=== Instructions for the task ===
Give all the lines below again, exactly, with no pictures.

==========

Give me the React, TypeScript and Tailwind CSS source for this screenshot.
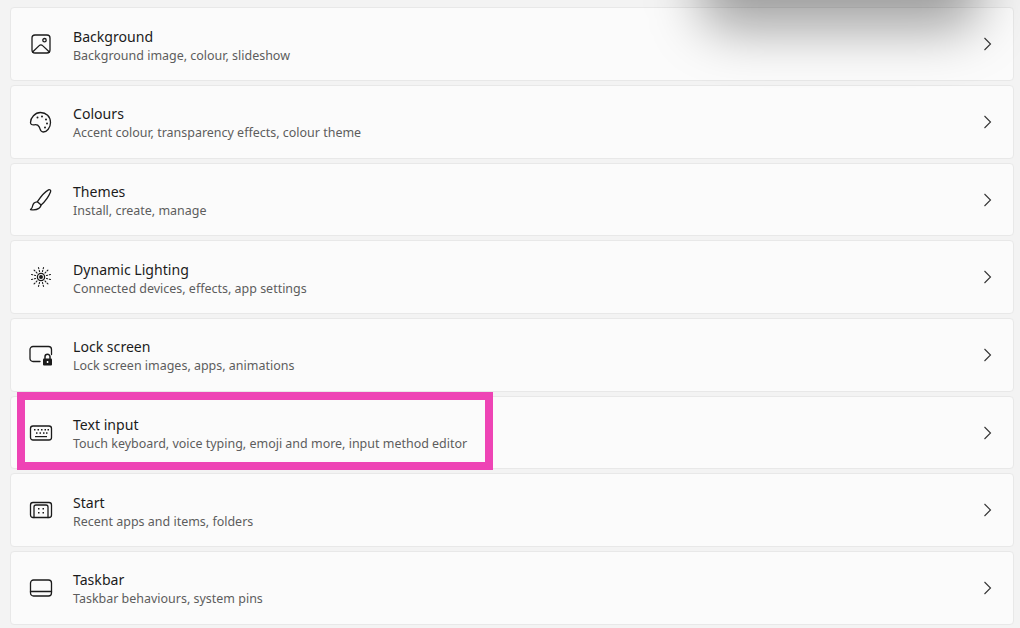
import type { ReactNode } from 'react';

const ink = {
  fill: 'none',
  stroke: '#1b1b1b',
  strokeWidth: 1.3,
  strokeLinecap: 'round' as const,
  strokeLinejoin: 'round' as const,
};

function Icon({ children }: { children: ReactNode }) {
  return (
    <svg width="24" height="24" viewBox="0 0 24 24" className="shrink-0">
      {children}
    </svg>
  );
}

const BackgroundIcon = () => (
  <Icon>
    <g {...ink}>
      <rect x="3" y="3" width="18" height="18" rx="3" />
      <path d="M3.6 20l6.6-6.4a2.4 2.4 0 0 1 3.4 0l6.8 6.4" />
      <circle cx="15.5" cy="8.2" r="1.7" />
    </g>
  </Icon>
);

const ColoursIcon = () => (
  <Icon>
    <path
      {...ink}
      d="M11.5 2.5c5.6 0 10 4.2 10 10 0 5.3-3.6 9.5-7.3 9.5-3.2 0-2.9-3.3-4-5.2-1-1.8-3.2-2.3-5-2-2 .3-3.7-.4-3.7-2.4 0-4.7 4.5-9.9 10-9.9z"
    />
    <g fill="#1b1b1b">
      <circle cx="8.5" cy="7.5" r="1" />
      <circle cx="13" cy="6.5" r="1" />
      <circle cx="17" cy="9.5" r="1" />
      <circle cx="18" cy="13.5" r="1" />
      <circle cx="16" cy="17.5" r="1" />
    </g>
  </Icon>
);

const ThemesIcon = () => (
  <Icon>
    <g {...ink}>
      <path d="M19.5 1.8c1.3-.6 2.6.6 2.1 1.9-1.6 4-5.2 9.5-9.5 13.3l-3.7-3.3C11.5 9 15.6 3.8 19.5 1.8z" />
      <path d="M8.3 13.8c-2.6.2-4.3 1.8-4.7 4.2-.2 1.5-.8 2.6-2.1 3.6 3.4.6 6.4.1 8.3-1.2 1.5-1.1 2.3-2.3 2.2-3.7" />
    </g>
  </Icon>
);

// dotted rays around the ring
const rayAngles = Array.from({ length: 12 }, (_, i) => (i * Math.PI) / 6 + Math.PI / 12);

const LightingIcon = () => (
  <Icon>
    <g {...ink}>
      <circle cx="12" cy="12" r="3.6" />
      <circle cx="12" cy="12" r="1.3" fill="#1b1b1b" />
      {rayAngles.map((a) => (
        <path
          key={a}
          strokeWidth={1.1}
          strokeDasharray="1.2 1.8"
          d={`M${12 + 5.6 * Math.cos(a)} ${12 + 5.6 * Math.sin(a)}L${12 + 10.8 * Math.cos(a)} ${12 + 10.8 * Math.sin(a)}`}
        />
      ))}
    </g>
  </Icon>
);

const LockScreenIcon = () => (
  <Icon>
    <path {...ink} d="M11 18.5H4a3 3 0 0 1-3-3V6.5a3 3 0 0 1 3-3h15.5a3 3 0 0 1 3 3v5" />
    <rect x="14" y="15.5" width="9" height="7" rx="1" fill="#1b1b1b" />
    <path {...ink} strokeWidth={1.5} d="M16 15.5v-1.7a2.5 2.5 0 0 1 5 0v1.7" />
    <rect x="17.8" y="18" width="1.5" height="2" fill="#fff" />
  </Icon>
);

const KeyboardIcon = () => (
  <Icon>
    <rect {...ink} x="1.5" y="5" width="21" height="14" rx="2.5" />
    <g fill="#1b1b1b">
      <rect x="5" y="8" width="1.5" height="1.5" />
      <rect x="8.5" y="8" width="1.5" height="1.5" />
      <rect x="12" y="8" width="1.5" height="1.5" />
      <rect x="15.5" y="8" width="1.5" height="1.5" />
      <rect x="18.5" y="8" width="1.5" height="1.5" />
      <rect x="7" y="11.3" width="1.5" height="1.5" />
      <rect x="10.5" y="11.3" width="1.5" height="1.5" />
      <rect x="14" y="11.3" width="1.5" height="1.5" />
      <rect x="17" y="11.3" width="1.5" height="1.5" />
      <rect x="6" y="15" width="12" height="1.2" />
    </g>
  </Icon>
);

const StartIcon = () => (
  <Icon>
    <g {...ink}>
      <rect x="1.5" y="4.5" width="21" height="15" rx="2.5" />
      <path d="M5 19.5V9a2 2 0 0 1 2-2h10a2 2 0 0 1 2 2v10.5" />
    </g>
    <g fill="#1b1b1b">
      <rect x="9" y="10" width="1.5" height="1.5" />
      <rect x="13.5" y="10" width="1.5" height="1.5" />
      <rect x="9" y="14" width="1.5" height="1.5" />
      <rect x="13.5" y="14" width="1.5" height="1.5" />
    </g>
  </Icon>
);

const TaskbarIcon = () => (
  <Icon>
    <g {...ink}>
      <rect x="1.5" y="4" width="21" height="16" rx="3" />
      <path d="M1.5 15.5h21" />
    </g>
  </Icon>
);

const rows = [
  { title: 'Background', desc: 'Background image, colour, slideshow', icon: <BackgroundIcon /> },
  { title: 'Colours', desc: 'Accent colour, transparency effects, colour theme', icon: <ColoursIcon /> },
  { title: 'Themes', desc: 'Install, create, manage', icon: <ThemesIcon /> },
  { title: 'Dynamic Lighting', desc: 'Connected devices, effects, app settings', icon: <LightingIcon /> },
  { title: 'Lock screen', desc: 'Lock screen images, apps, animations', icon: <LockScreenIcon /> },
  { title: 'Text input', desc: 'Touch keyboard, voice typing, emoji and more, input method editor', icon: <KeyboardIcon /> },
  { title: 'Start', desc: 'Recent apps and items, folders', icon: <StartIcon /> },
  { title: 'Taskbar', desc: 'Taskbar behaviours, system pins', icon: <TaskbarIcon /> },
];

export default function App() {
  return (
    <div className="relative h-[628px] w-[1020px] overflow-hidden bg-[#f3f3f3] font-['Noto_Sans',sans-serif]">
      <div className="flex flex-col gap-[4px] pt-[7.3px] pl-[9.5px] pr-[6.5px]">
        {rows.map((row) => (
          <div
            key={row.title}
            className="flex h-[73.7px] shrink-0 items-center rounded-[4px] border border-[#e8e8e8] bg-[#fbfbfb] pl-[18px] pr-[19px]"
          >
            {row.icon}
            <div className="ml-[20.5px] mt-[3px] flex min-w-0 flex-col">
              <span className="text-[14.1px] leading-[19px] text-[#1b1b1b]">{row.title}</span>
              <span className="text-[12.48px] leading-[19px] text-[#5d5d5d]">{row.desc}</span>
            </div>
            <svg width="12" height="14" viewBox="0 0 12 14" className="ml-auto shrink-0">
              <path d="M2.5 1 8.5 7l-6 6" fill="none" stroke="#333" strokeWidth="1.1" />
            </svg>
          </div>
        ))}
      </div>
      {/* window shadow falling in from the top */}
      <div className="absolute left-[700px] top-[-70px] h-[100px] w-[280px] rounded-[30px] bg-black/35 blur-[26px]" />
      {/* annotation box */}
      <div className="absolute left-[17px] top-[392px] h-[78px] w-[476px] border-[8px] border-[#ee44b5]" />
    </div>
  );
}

==========

=== Result for this task ===
Give me the React, TypeScript and Tailwind CSS source for this screenshot.
import type { ReactNode } from 'react';

const ink = {
  fill: 'none',
  stroke: '#1b1b1b',
  strokeWidth: 1.3,
  strokeLinecap: 'round' as const,
  strokeLinejoin: 'round' as const,
};

function Icon({ children }: { children: ReactNode }) {
  return (
    <svg width="24" height="24" viewBox="0 0 24 24" className="shrink-0">
      {children}
    </svg>
  );
}

const BackgroundIcon = () => (
  <Icon>
    <g {...ink}>
      <rect x="3" y="3" width="18" height="18" rx="3" />
      <path d="M3.6 20l6.6-6.4a2.4 2.4 0 0 1 3.4 0l6.8 6.4" />
      <circle cx="15.5" cy="8.2" r="1.7" />
    </g>
  </Icon>
);

const ColoursIcon = () => (
  <Icon>
    <path
      {...ink}
      d="M11.5 2.5c5.6 0 10 4.2 10 10 0 5.3-3.6 9.5-7.3 9.5-3.2 0-2.9-3.3-4-5.2-1-1.8-3.2-2.3-5-2-2 .3-3.7-.4-3.7-2.4 0-4.7 4.5-9.9 10-9.9z"
    />
    <g fill="#1b1b1b">
      <circle cx="8.5" cy="7.5" r="1" />
      <circle cx="13" cy="6.5" r="1" />
      <circle cx="17" cy="9.5" r="1" />
      <circle cx="18" cy="13.5" r="1" />
      <circle cx="16" cy="17.5" r="1" />
    </g>
  </Icon>
);

const ThemesIcon = () => (
  <Icon>
    <g {...ink}>
      <path d="M19.5 1.8c1.3-.6 2.6.6 2.1 1.9-1.6 4-5.2 9.5-9.5 13.3l-3.7-3.3C11.5 9 15.6 3.8 19.5 1.8z" />
      <path d="M8.3 13.8c-2.6.2-4.3 1.8-4.7 4.2-.2 1.5-.8 2.6-2.1 3.6 3.4.6 6.4.1 8.3-1.2 1.5-1.1 2.3-2.3 2.2-3.7" />
    </g>
  </Icon>
);

// dotted rays around the ring
const rayAngles = Array.from({ length: 12 }, (_, i) => (i * Math.PI) / 6 + Math.PI / 12);

const LightingIcon = () => (
  <Icon>
    <g {...ink}>
      <circle cx="12" cy="12" r="3.6" />
      <circle cx="12" cy="12" r="1.3" fill="#1b1b1b" />
      {rayAngles.map((a) => (
        <path
          key={a}
          strokeWidth={1.1}
          strokeDasharray="1.2 1.8"
          d={`M${12 + 5.6 * Math.cos(a)} ${12 + 5.6 * Math.sin(a)}L${12 + 10.8 * Math.cos(a)} ${12 + 10.8 * Math.sin(a)}`}
        />
      ))}
    </g>
  </Icon>
);

const LockScreenIcon = () => (
  <Icon>
    <path {...ink} d="M11 18.5H4a3 3 0 0 1-3-3V6.5a3 3 0 0 1 3-3h15.5a3 3 0 0 1 3 3v5" />
    <rect x="14" y="15.5" width="9" height="7" rx="1" fill="#1b1b1b" />
    <path {...ink} strokeWidth={1.5} d="M16 15.5v-1.7a2.5 2.5 0 0 1 5 0v1.7" />
    <rect x="17.8" y="18" width="1.5" height="2" fill="#fff" />
  </Icon>
);

const KeyboardIcon = () => (
  <Icon>
    <rect {...ink} x="1.5" y="5" width="21" height="14" rx="2.5" />
    <g fill="#1b1b1b">
      <rect x="5" y="8" width="1.5" height="1.5" />
      <rect x="8.5" y="8" width="1.5" height="1.5" />
      <rect x="12" y="8" width="1.5" height="1.5" />
      <rect x="15.5" y="8" width="1.5" height="1.5" />
      <rect x="18.5" y="8" width="1.5" height="1.5" />
      <rect x="7" y="11.3" width="1.5" height="1.5" />
      <rect x="10.5" y="11.3" width="1.5" height="1.5" />
      <rect x="14" y="11.3" width="1.5" height="1.5" />
      <rect x="17" y="11.3" width="1.5" height="1.5" />
      <rect x="6" y="15" width="12" height="1.2" />
    </g>
  </Icon>
);

const StartIcon = () => (
  <Icon>
    <g {...ink}>
      <rect x="1.5" y="4.5" width="21" height="15" rx="2.5" />
      <path d="M5 19.5V9a2 2 0 0 1 2-2h10a2 2 0 0 1 2 2v10.5" />
    </g>
    <g fill="#1b1b1b">
      <rect x="9" y="10" width="1.5" height="1.5" />
      <rect x="13.5" y="10" width="1.5" height="1.5" />
      <rect x="9" y="14" width="1.5" height="1.5" />
      <rect x="13.5" y="14" width="1.5" height="1.5" />
    </g>
  </Icon>
);

const TaskbarIcon = () => (
  <Icon>
    <g {...ink}>
      <rect x="1.5" y="4" width="21" height="16" rx="3" />
      <path d="M1.5 15.5h21" />
    </g>
  </Icon>
);

const rows = [
  { title: 'Background', desc: 'Background image, colour, slideshow', icon: <BackgroundIcon /> },
  { title: 'Colours', desc: 'Accent colour, transparency effects, colour theme', icon: <ColoursIcon /> },
  { title: 'Themes', desc: 'Install, create, manage', icon: <ThemesIcon /> },
  { title: 'Dynamic Lighting', desc: 'Connected devices, effects, app settings', icon: <LightingIcon /> },
  { title: 'Lock screen', desc: 'Lock screen images, apps, animations', icon: <LockScreenIcon /> },
  { title: 'Text input', desc: 'Touch keyboard, voice typing, emoji and more, input method editor', icon: <KeyboardIcon /> },
  { title: 'Start', desc: 'Recent apps and items, folders', icon: <StartIcon /> },
  { title: 'Taskbar', desc: 'Taskbar behaviours, system pins', icon: <TaskbarIcon /> },
];

export default function App() {
  return (
    <div className="relative h-[628px] w-[1020px] overflow-hidden bg-[#f3f3f3] font-['Noto_Sans',sans-serif]">
      <div className="flex flex-col gap-[4px] pt-[7.3px] pl-[9.5px] pr-[6.5px]">
        {rows.map((row) => (
          <div
            key={row.title}
            className="flex h-[73.7px] shrink-0 items-center rounded-[4px] border border-[#e8e8e8] bg-[#fbfbfb] pl-[18px] pr-[19px]"
          >
            {row.icon}
            <div className="ml-[20.5px] mt-[3px] flex min-w-0 flex-col">
              <span className="text-[14.1px] leading-[19px] text-[#1b1b1b]">{row.title}</span>
              <span className="text-[12.48px] leading-[19px] text-[#5d5d5d]">{row.desc}</span>
            </div>
            <svg width="12" height="14" viewBox="0 0 12 14" className="ml-auto shrink-0">
              <path d="M2.5 1 8.5 7l-6 6" fill="none" stroke="#333" strokeWidth="1.1" />
            </svg>
          </div>
        ))}
      </div>
      {/* window shadow falling in from the top */}
      <div className="absolute left-[700px] top-[-70px] h-[100px] w-[280px] rounded-[30px] bg-black/35 blur-[26px]" />
      {/* annotation box */}
      <div className="absolute left-[17px] top-[392px] h-[78px] w-[476px] border-[8px] border-[#ee44b5]" />
    </div>
  );
}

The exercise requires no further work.